Hence the double bind of naming identities and splitting or dismissing of the subject. In thinking about feminist cultural production any attempt to underline positions of the destabilization of place - issues, I would argue, that have been the mainstay of feminist art. To think of work that gently nudges at the boundaries of national definition is one of the approaches to addressing the problem of a perceived unity and homogeneity of the people. Imagining Chatterjees subterranean (which is a spatial) metaphor across geographic divides of nation-states, Jubelins strategy may be seen as one in-road (again that spatial metaphor we have difficult reconfiguring) for disrupting two-dimensional images of homogeneous, national, communities. However, Jubelin attempts to force us to remember the recall local geographic memory in a referencing of the interdependence of local, global and the in-between while problematizing the simple "separatist" notion of the act itself.

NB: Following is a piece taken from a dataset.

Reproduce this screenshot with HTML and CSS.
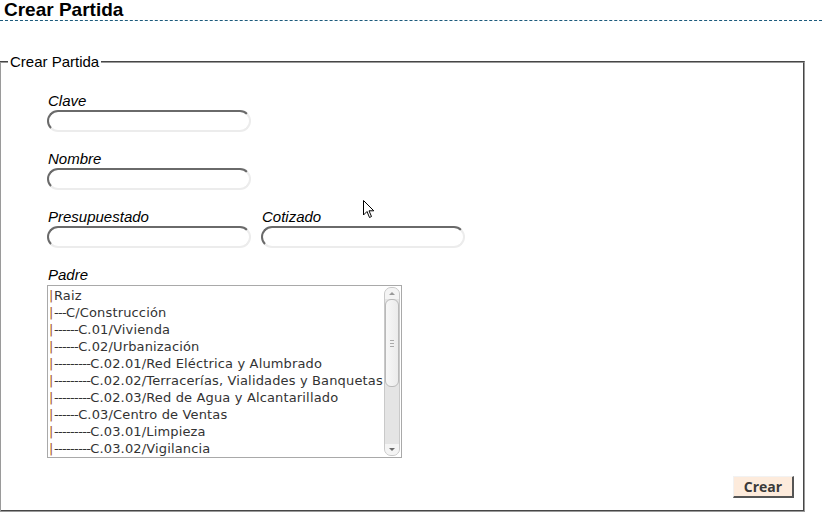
FILE: index.html
```html
<!DOCTYPE html>
<html lang="es">
<head>
<meta charset="utf-8">
<title>Crear Partida</title>
<link rel="stylesheet" href="styles.css">
</head>
<body>
<h1 class="title">Crear Partida</h1>
<fieldset class="box">
  <legend class="legend">Crear Partida</legend>
  <div class="form">
    <div class="row">
      <div class="field">
        <label class="label">Clave</label>
        <div class="input"></div>
      </div>
    </div>
    <div class="row">
      <div class="field">
        <label class="label">Nombre</label>
        <div class="input"></div>
      </div>
    </div>
    <div class="row">
      <div class="field">
        <label class="label">Presupuestado</label>
        <div class="input"></div>
      </div>
      <div class="field">
        <label class="label">Cotizado</label>
        <div class="input"></div>
      </div>
    </div>
    <div class="row">
      <div class="field">
        <label class="label">Padre</label>
        <div class="listbox">
          <div class="options">
            <div class="opt"><span class="bar">|</span>Raiz</div>
            <div class="opt"><span class="bar">|</span><span class="d">---</span>C/Construcción</div>
            <div class="opt"><span class="bar">|</span><span class="d">------</span>C.01/Vivienda</div>
            <div class="opt"><span class="bar">|</span><span class="d">------</span>C.02/Urbanización</div>
            <div class="opt"><span class="bar">|</span><span class="d">---------</span>C.02.01/Red Eléctrica y Alumbrado</div>
            <div class="opt"><span class="bar">|</span><span class="d">---------</span>C.02.02/Terracerías, Vialidades y Banquetas</div>
            <div class="opt"><span class="bar">|</span><span class="d">---------</span>C.02.03/Red de Agua y Alcantarillado</div>
            <div class="opt"><span class="bar">|</span><span class="d">------</span>C.03/Centro de Ventas</div>
            <div class="opt"><span class="bar">|</span><span class="d">---------</span>C.03.01/Limpieza</div>
            <div class="opt"><span class="bar">|</span><span class="d">---------</span>C.03.02/Vigilancia</div>
          </div>
          <div class="scrollbar">
            <div class="arrow up"></div>
            <div class="track"><div class="thumb"><span class="grip"></span></div></div>
            <div class="arrow down"></div>
          </div>
        </div>
      </div>
    </div>
  </div>
  <div class="actions">
    <button class="btn" type="button">Crear</button>
  </div>
</fieldset>
<svg class="cursor" width="12" height="19" viewBox="0 0 12 19"><path d="M0.5 0.5 L0.5 15 L4 11.5 L6.5 17.5 L8.5 16.5 L6 10.8 L10.8 10.8 Z" fill="#fff" stroke="#000" stroke-width="1"/></svg>
</body>
</html>
```

FILE: styles.css
```css
html, body {
  margin: 0;
  padding: 0;
  background: #fff;
  font-family: "Liberation Sans", Arial, sans-serif;
  color: #000;
}
body {
  position: relative;
  width: 822px;
  height: 522px;
  overflow: hidden;
}
.title {
  margin: 0;
  padding: 0 0 0 4px;
  height: 20px;
  font-size: 19px;
  font-weight: bold;
  line-height: 19px;
  border-bottom: 1px dashed #1d5b7c;
}
.box {
  margin: 33px 0 0 0;
  width: 788px;
  height: 454px;
  padding: 0 7px 0 7px;
  border: 2px groove #9a9a9a;
  border-left-width: 1px;
}
.legend {
  padding: 0 2px;
  font-size: 15px;
  line-height: 16px;
}
.form {
  padding-left: 39px;
  padding-top: 22px;
  display: flex;
  flex-direction: column;
  gap: 18px;
}
.row {
  display: flex;
  gap: 10px;
}
.field {
  display: flex;
  flex-direction: column;
}
.label {
  font-style: italic;
  font-size: 15px;
  line-height: 18px;
  padding-left: 1px;
}
.input {
  width: 200px;
  height: 18px;
  border: 2px solid;
  border-color: #6a6a6a #ececec #ececec #6a6a6a;
  border-radius: 11px;
  background: #fff;
}
.listbox {
  margin-top: 1px;
  width: 353px;
  height: 171px;
  border: 1px solid #a9a9a9;
  display: flex;
  background: #fff;
}
.options {
  flex: 1;
  padding: 1px 0 0 1px;
  overflow: hidden;
  font-family: "DejaVu Sans", sans-serif;
  font-size: 13px;
  color: #333;
}
.opt {
  height: 17px;
  line-height: 17px;
  white-space: nowrap;
  letter-spacing: 0.15px;
}
.d {
  letter-spacing: -0.65px;
}
.bar {
  color: #a4561c;
  letter-spacing: 0;
  margin-right: 0.5px;
}
.scrollbar {
  width: 14px;
  margin: 1px 1px 1px 0;
  display: flex;
  flex-direction: column;
  border: 1px solid #c9c9c9;
  border-radius: 7px;
  background: #e4e4e4;
}
.arrow {
  height: 11px;
  position: relative;
  background: #f4f4f4;
}
.arrow.up { border-radius: 6px 6px 0 0; }
.arrow.down { border-radius: 0 0 6px 6px; }
.arrow::after {
  content: "";
  position: absolute;
  left: 4px;
  width: 0;
  height: 0;
  border-left: 3px solid transparent;
  border-right: 3px solid transparent;
}
.arrow.up::after { top: 4px; border-bottom: 3px solid #9a9a9a; }
.arrow.down::after { top: 4px; border-top: 3px solid #6a6a6a; }
.track {
  flex: 1;
}
.thumb {
  height: 86px;
  background: linear-gradient(to right, #f7f7f7, #ebebeb);
  border: 1px solid #b9b9b9;
  border-radius: 6px;
  display: flex;
  align-items: center;
  justify-content: center;
}
.grip {
  width: 4px;
  height: 5px;
  border-top: 1px solid #aaa;
  border-bottom: 1px solid #aaa;
  position: relative;
}
.grip::after {
  content: "";
  position: absolute;
  left: 0;
  right: 0;
  top: 2px;
  border-top: 1px solid #aaa;
}
.actions {
  display: flex;
  justify-content: flex-end;
  padding-right: 2px;
  margin-top: 18px;
}
.btn {
  width: 61px;
  height: 22px;
  padding: 0;
  background: #fdebdc;
  border-style: solid;
  border-width: 1px 2px 2px 1px;
  border-color: #f2f2f2 #555 #555 #f2f2f2;
  font-family: "Open Sans", "DejaVu Sans", sans-serif;
  font-weight: bold;
  font-size: 14px;
  color: #3a3a3a;
}
.cursor {
  position: absolute;
  left: 363px;
  top: 200px;
}
```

We dispose already of some mechanisms that navigate transnationally. These are sights of media-fication (taking to heart the lessons of cultural brokerage foregrounded in the work of Harold Innis and Marshall McLuhan) such as: the internet in our 20th century, magazines and subscriptions that disseminate internationally but originated in the 19th century, and of course, we can move right back to the printing press and to the origins of trade. But it is here and now, in the example of Narelle Jubelin, that I see many of these ideas converge. For it is in her work that the early stages of some formulation of the shocking cancellation and affirmation of the relevance and ambiguity of place is addressed. Her aim is double-pronged: to declare the presence of the local and its sense of place while concurrently subverting it with strategies of destabilisation. Take, for example, her highly patterned fabrics and busily-textured cloths in painfully subtle colorations that render the dialectic between image and surface close to invisible. And it is this will to fix and displace, among others, that mark it as profoundly feminist. She at once names the subject, identifies the objects (obsessively so), immerses herself in the task of transposing texts (again, obsessively so) in order to simultaneously dismiss the subject. This act of declaring and dismissing the subject forces us as viewers to re-position ourselves, to find our own place within the spaces she has at once re-created and undone. The quantity of potential links between this or that object, between this or that text, between this or that archival document, are mechanisms to tug at the seams of a written, canonical, national narrative. It is this undoing that forms an environment that is highly destabilising, yet its strength lies in its inherent ability - by a sparsity yet rich textural density of elements - to recover the threads and begin anew.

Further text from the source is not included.